A study of Swedish PhD candidates has shown the vast toll that doctoral studies can take on mental health. The survey adds robust data to discussions about the mental-health crisis in academia. Studies and anecdotal evidence have long shown that PhD students can experience immense pressure to publish and to find funding and jobs in a brutally competitive landscape.

The analysis looked at the rates at which all Swedish PhD students were prescribed psychiatric drugs and were hospitalized for mental-health problems. It found that, on average, the longer they were doing doctoral studies the more they needed to access such services. By the fifth year of studies, the likelihood that PhD candidates needed mental-health medications had increased by 40%, compared with the year before study (see ‘PhD pressures’).

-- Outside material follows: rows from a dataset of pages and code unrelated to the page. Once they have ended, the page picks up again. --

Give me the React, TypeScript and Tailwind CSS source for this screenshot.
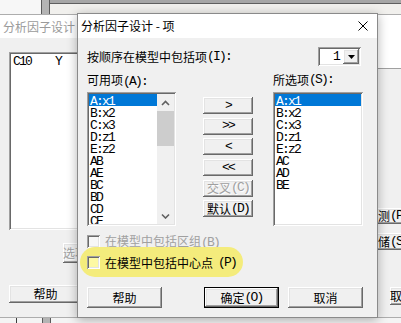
import React from "react";

// classic 3D borders
const raised =
  "shadow-[inset_-1px_-1px_0_#696969,inset_1px_1px_0_#ffffff,inset_-2px_-2px_0_#a0a0a0,inset_2px_2px_0_#e3e3e3]";
const sunken =
  "shadow-[inset_1px_1px_0_#a0a0a0,inset_-1px_-1px_0_#ffffff,inset_2px_2px_0_#696969,inset_-2px_-2px_0_#e3e3e3]";
const mono = "font-['Liberation_Mono',monospace] text-[13px] tracking-[-1.8px] leading-[12px]";

// latin runs get a half-width mono face, CJK stays in Noto
function T({ s }: { s: string }) {
  const parts = s.split(/([\x20-\x7e]+)/).filter(Boolean);
  return (
    <>
      {parts.map((p, i) =>
        /^[\x20-\x7e]+$/.test(p) ? (
          <span key={i} className={mono}>
            {p}
          </span>
        ) : (
          <span key={i}>{p}</span>
        )
      )}
    </>
  );
}

function Btn({
  label,
  className = "",
  disabled = false,
  def = false,
  align = "center",
}: {
  label: string;
  className?: string;
  disabled?: boolean;
  def?: boolean;
  align?: "center" | "start";
}) {
  return (
    <div className={`shrink-0 bg-[#f0f0f0] ${def ? "border border-black" : ""} ${className}`}>
      <div
        className={`w-full h-full flex items-center whitespace-nowrap ${align === "center" ? "justify-center" : "justify-start"} ${raised} ${
          disabled ? "text-[#a0a0a0] [text-shadow:1px_1px_0_#ffffff]" : ""
        }`}
      >
        <T s={label} />
      </div>
    </div>
  );
}

function Chevron({ down = false }: { down?: boolean }) {
  return (
    <svg width="9" height="6" viewBox="0 0 9 6">
      <path
        d={down ? "M1 1.5 L4.5 5 L8 1.5" : "M1 5 L4.5 1.5 L8 5"}
        stroke="#606060"
        strokeWidth="1.6"
        fill="none"
      />
    </svg>
  );
}

function Scrollbar() {
  return (
    <div className="w-[17px] h-full flex flex-col bg-[#f0f0f0]">
      <div className="h-[17px] flex items-center justify-center">
        <Chevron />
      </div>
      <div className="h-[35px] bg-[#cdcdcd]" />
      <div className="flex-1" />
      <div className="h-[17px] flex items-center justify-center">
        <Chevron down />
      </div>
    </div>
  );
}

function ListBox({
  items,
  scroll = false,
  sel = 0,
  className = "",
}: {
  items: string[];
  scroll?: boolean;
  sel?: number;
  className?: string;
}) {
  return (
    <div className={`shrink-0 bg-white p-[2px] ${sunken} ${className}`}>
      <div className="flex h-full overflow-hidden">
        <div className="flex-1 flex flex-col">
          {items.map((it, i) => (
            <div
              key={it}
              className={`h-[12px] shrink-0 pl-[1px] whitespace-pre ${i === sel ? "bg-[#0078d7] text-white" : ""}`}
            >
              <T s={it} />
            </div>
          ))}
        </div>
        {scroll && <Scrollbar />}
      </div>
    </div>
  );
}

const available = ["A:x1", "B:x2", "C:x3", "D:z1", "E:z2", "AB", "AE", "BC", "BD", "CD", "CE", "DE"];
const selected = ["A:x1", "B:x2", "C:x3", "D:z1", "E:z2", "AC", "AD", "BE"];
const moves = [">", ">>", "<", "<<"];

export default function App() {
  return (
    <div className="relative w-[401px] h-[323px] overflow-hidden bg-[#f0f0f0] font-['Noto_Sans_CJK_SC',sans-serif] text-[12px] leading-[12px] text-black select-none">
      {/* window behind, top edge */}
      <div className="absolute left-0 top-0 w-[401px] h-[14px] flex">
        <div className="w-[41px] bg-[#f7f7f7]" />
        <div className="w-[9px] bg-[#b4b4b4] border-x border-[#5a5a5a]" />
        <div className="flex-1 flex flex-col">
          <div className="h-[3px] bg-[#a6a6a6]" />
          <div className="h-[1px] bg-[#5f5f5f]" />
          <div className="flex-1 bg-[#f1f0ed]" />
        </div>
      </div>

      {/* window behind, bottom edge */}
      <div className="absolute left-0 bottom-0 w-[401px] h-[6px] flex bg-[#f4f4f4]">
        <div className="ml-[16px] w-[1px] bg-[#3c3c3c]" />
        <div className="ml-[25px] w-[9px] bg-[#b4b4b4] border-x border-[#5a5a5a]" />
      </div>

      {/* background dialog */}
      <div className="absolute left-[-1px] top-[14px] w-[410px] h-[304px] border border-[#adadad] bg-[#f0f0f0] flex flex-col">
        <div className="h-[23px] bg-white flex items-center pl-[3px] text-[#9a9a9a]">分析因子设计</div>
        <div className="flex-1 flex pl-[9px]">
          <div className="flex flex-col">
            <ListBox items={["C10    Y"]} sel={-1} className="w-[200px] h-[178px] mt-[14px] pl-[3px]" />
            <Btn label="选项(O)..." disabled align="start" className="w-[150px] h-[20px] mt-[13px] ml-[29px] pl-[25px]" />
            <Btn label="帮助" className="w-[73px] h-[18px] mt-[22px]" />
          </div>
          <div className="ml-auto w-[110px] flex flex-col">
            <div className="h-[31px] bg-white border-b border-[#a0a0a0]" />
            <Btn label="预测(P)..." align="start" className="h-[16px] mt-[139px] pl-[68px]" />
            <Btn label="存储(S)..." align="start" className="h-[17px] mt-[9px] pl-[68px]" />
            <Btn label="取消" align="start" className="h-[18px] mt-[37px] pl-[92px]" />
          </div>
        </div>
      </div>

      {/* foreground dialog */}
      <div className="absolute left-[77px] top-[13px] w-[301px] h-[305px] border border-[#8a8a8a] bg-[#f0f0f0] shadow-[0_2px_10px_rgba(0,0,0,0.3)] flex flex-col">
        <div className="h-[24px] shrink-0 bg-white flex items-center pl-[3px] pr-[9px]">
          <span>分析因子设计 - 项</span>
          <svg className="ml-auto" width="10" height="10" viewBox="0 0 10 10">
            <path d="M0.5 0.5 L9.5 9.5 M9.5 0.5 L0.5 9.5" stroke="#000" strokeWidth="1" />
          </svg>
        </div>

        <div className="flex-1 flex flex-col pl-[9px] pr-[14px]">
          <div className="flex items-center h-[19px] mt-[9px]">
            <T s="按顺序在模型中包括项(I):" />
            <div className={`ml-auto mr-[2px] w-[43px] h-[19px] bg-white p-[2px] flex ${sunken}`}>
              <div className="flex-1 flex items-center justify-end pr-[4px]">
                <span className={mono}>1</span>
              </div>
              <div className={`w-[16px] h-[15px] bg-[#f0f0f0] flex items-center justify-center ${raised}`}>
                <svg width="7" height="4" viewBox="0 0 7 4">
                  <polygon points="0,0 7,0 3.5,4" fill="#000" />
                </svg>
              </div>
            </div>
          </div>

          <div className="flex mt-[8px] h-[12px]">
            <div className="w-[186px]">
              <T s="可用项(A):" />
            </div>
            <T s="所选项(S):" />
          </div>

          <div className="flex mt-[6px] h-[134px]">
            <ListBox items={available} scroll className="w-[89px] h-full" />
            <div className="ml-[27px] w-[50px] pt-[5px] flex flex-col gap-[3.7px]">
              {moves.map((m) => (
                <Btn key={m} label={m} className="w-[50px] h-[17px]" />
              ))}
              <Btn label="交叉(C)" disabled className="w-[50px] h-[17px]" />
              <Btn label="默认(D)" className="w-[50px] h-[17px]" />
            </div>
            <ListBox items={selected} className="ml-[20px] w-[90px] h-full" />
          </div>

          <div className="flex items-center h-[13px] mt-[9px] gap-[5px]">
            <div className={`w-[13px] h-[13px] bg-[#f7f7f7] ${sunken}`} />
            <span className="text-[#a0a0a0]">
              <T s="在模型中包括区组(B)" />
            </span>
          </div>

          <div className="relative flex items-center h-[13px] mt-[8px]">
            <div className="absolute left-[-7px] top-[-9px] w-[163px] h-[30px] rounded-full bg-[#f4ec7c]" />
            <div className="relative flex items-center gap-[5px]">
              <div className={`w-[13px] h-[13px] bg-[#fdf9a3] ${sunken}`} />
              <T s="在模型中包括中心点(P)" />
            </div>
          </div>

          <div className="flex mt-[18px]">
            <Btn label="帮助" className="w-[75px] h-[21px]" />
            <Btn label="确定(O)" def className="ml-[42px] w-[75px] h-[21px]" />
            <Btn label="取消" className="ml-[9px] w-[75px] h-[21px]" />
          </div>
        </div>
      </div>
    </div>
  );
}
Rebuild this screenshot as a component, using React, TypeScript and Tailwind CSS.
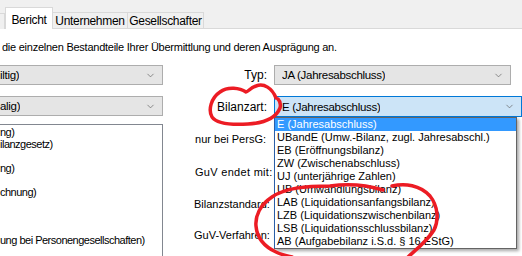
import { ChevronDown } from 'lucide-react'

const LIST_ITEMS = [
  'E (Jahresabschluss)',
  'UBandE (Umw.-Bilanz, zugl. Jahresabschl.)',
  'EB (Eröffnungsbilanz)',
  'ZW (Zwischenabschluss)',
  'UJ (unterjährige Zahlen)',
  'UB (Umwandlungsbilanz)',
  'LAB (Liquidationsanfangsbilanz)',
  'LZB (Liquidationszwischenbilanz)',
  'LSB (Liquidationsschlussbilanz)',
  'AB (Aufgabebilanz i.S.d. § 16 EStG)',
]

const LEFT_ROWS = ['ng)', 'ilanzgesetz)', '', 'ng)', '', 'chnung)', '', '', '', 'ung bei Personengesellschaften)']

function Combo({ text, active, className }: { text: string; active?: boolean; className: string }) {
  return (
    <div
      className={
        'flex h-[20px] items-center justify-between border pr-[6px] text-[11.5px] ' +
        (active ? 'border-[#0078d7] bg-[#cce4f7] ' : 'border-[#adadad] bg-[#e5e5e5] ') +
        className
      }
    >
      <span className="truncate leading-[18px] tracking-[-0.3px]">{text}</span>
      <ChevronDown className="h-[11px] w-[11px] text-[#606060]" strokeWidth={1.5} />
    </div>
  )
}

export default function App() {
  return (
    <div
      className="relative h-[256px] w-[522px] overflow-hidden bg-white text-[12px] text-black"
      style={{ fontFamily: '"Liberation Sans", Arial, sans-serif' }}
    >
      {/* tab strip */}
      <div className="flex h-[29px] items-end border-b border-[#d9d9d9] bg-[#f0f0f0] text-[12px] tracking-[-0.3px]">
        <div className="mb-[-1px] h-[16px] w-[5px] shrink-0 border-r border-t border-[#d9d9d9] bg-[#f0f0f0]" />
        <div className="mb-[-1px] flex h-[22px] w-[48px] shrink-0 items-start justify-center border-x border-t border-[#d9d9d9] bg-white pt-[3px]">
          Bericht
        </div>
        <div className="flex h-[16px] w-[75px] shrink-0 items-center justify-center whitespace-nowrap border-r border-t border-[#d9d9d9] bg-[#f0f0f0]">
          Unternehmen
        </div>
        <div className="flex h-[16px] w-[76px] shrink-0 items-center justify-center whitespace-nowrap border-r border-t border-[#d9d9d9] bg-[#f0f0f0]">
          Gesellschafter
        </div>
      </div>

      <div className="whitespace-nowrap pl-[2px] pt-[10px] text-[11px] leading-[16px] tracking-[-0.25px]">
        die einzelnen Bestandteile Ihrer Übermittlung und deren Ausprägung an.
      </div>

      {/* form */}
      <div className="mt-[10px] flex">
        <div className="flex w-[163px] flex-col">
          <Combo text="iltig)" className="w-[163px] border-l-0" />
          <Combo text="alig)" className="mt-[11px] w-[163px] border-l-0" />
          <div className="mt-[8px] h-[140px] border-r border-t border-[#828790] pt-[1px] text-[11px] tracking-[-0.5px]">
            {LEFT_ROWS.map((t, i) => (
              <div key={i} className="h-[12px] whitespace-nowrap leading-[12px]">
                {t}
              </div>
            ))}
          </div>
        </div>

        <div className="ml-[26px] flex flex-col text-[11px]">
          <div className="flex h-[20px] items-center">
            <span className="w-[78px] text-right text-[12px]">Typ:</span>
            <Combo text="JA (Jahresabschluss)" className="ml-[7px] w-[237px] pl-[7px]" />
          </div>
          <div className="mt-[11px] flex h-[21px] items-center">
            <span className="w-[78px] text-right text-[12px]">Bilanzart:</span>
            <Combo text="E (Jahresabschluss)" active className="ml-[7px] h-[21px] w-[248px] pl-[7px]" />
          </div>
          <div className="mt-[14px] flex h-[16px] items-center">
            <span className="w-[77px] text-right">nur bei PersG:</span>
          </div>
          <div className="mt-[17px] flex h-[16px] items-center pl-[6px] tracking-[0.3px]">GuV endet mit:</div>
          <div className="mt-[16px] flex h-[16px] items-center pl-[5px]">Bilanzstandard:</div>
          <div className="mt-[15px] flex h-[16px] items-center pl-[5px]">GuV-Verfahren:</div>
        </div>
      </div>

      {/* open dropdown list */}
      <div className="absolute left-[274px] top-[117px] w-[243px] border border-l-[#2a5fa8] border-[#646464] bg-white text-[11px] tracking-[0px] shadow-[2px_2px_3px_rgba(0,0,0,0.35)]">
        {LIST_ITEMS.map((t, i) => (
          <div
            key={t}
            className={'h-[13px] whitespace-nowrap pl-[2px] leading-[13px] ' + (i === 0 ? 'bg-[#3399ff] text-white' : '')}
          >
            {t}
          </div>
        ))}
      </div>

      {/* red annotations */}
      <svg className="pointer-events-none absolute left-0 top-0" width="522" height="256" viewBox="0 0 522 256">
        <g fill="none" stroke="#ec1c24" strokeWidth="3.5" strokeLinecap="round" strokeLinejoin="round">
          <path d="M 276 98 C 272 88, 264 83, 256 86 C 250 88, 248 92, 246 92 C 240 88, 228 86, 220 92 C 211 98, 208 110, 212 117 C 217 124, 232 125, 248 124 C 264 123, 276 118, 280 108 C 281 104, 280 101, 278 99" />
          <path d="M 383 190 C 370 186, 350 183, 330 186 C 305 186, 285 188, 272 197 C 260 205, 255 216, 256 226 C 257 238, 263 246, 276 252 C 282 255, 288 256, 292 257" />
          <path d="M 392 186 C 405 183, 420 185, 430 196 C 438 206, 439 220, 434 230 C 428 240, 418 248, 408 257" />
        </g>
      </svg>
    </div>
  )
}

The study indicates that psychological health issues are “systemic and have been plaguing academia for many decades”, says Wendy Ingram, founder of Dragonfly Mental Health, a global non-profit advocacy group in Bradenton, Florida. “Very few studies have looked at objective measures of mental health,” says Ingram.

Using Swedish administrative records from 2006–17, the authors tracked more than 20,000 PhD students before and after they started their programmes. This allowed the team to assess the direct effect of doctoral studies on students’ mental health, says Eva Ranehill, a behavioural economist at University of Gothenburg, Sweden, and study co-author. The preprint, which is not yet peer-reviewed, was posted on the server SSRN.

The researchers compared the rate at which PhD students, people with master’s degrees and a sample of the general population accessed mental-health services. Before starting a PhD, students and people with master’s degrees used these services at similar rates. But use of psychiatric medicines, such as antidepressants and sedatives, increased among PhD students year-on-year during their studies. This peaked in the fourth and fifth years — the average length of a PhD programme in most countries — then fell in the sixth and seventh years.

Those at highest risk of being prescribed psychiatric medication during PhD studies were women and people who’d taken such medicines before starting their programme.

The authors found a similar pattern when they compared PhD students with a sample of the general population aged 18–70. Before beginning their programmes, PhD candidates used mental-health services less frequently than the general population, but by the end of their studies, the rates were the same.

The study raises the question of whether academic environments are more intense than other sectors. Surveys suggest that levels of anxiety and depression are higher among PhD students than the general population, but Ranehill says that it’s too early to know whether these conditions occur more often in PhD students than in those with similarly demanding occupations. “We will start to address the different mental-health outcomes across different job sectors in future analysis of the Swedish data set,” she says.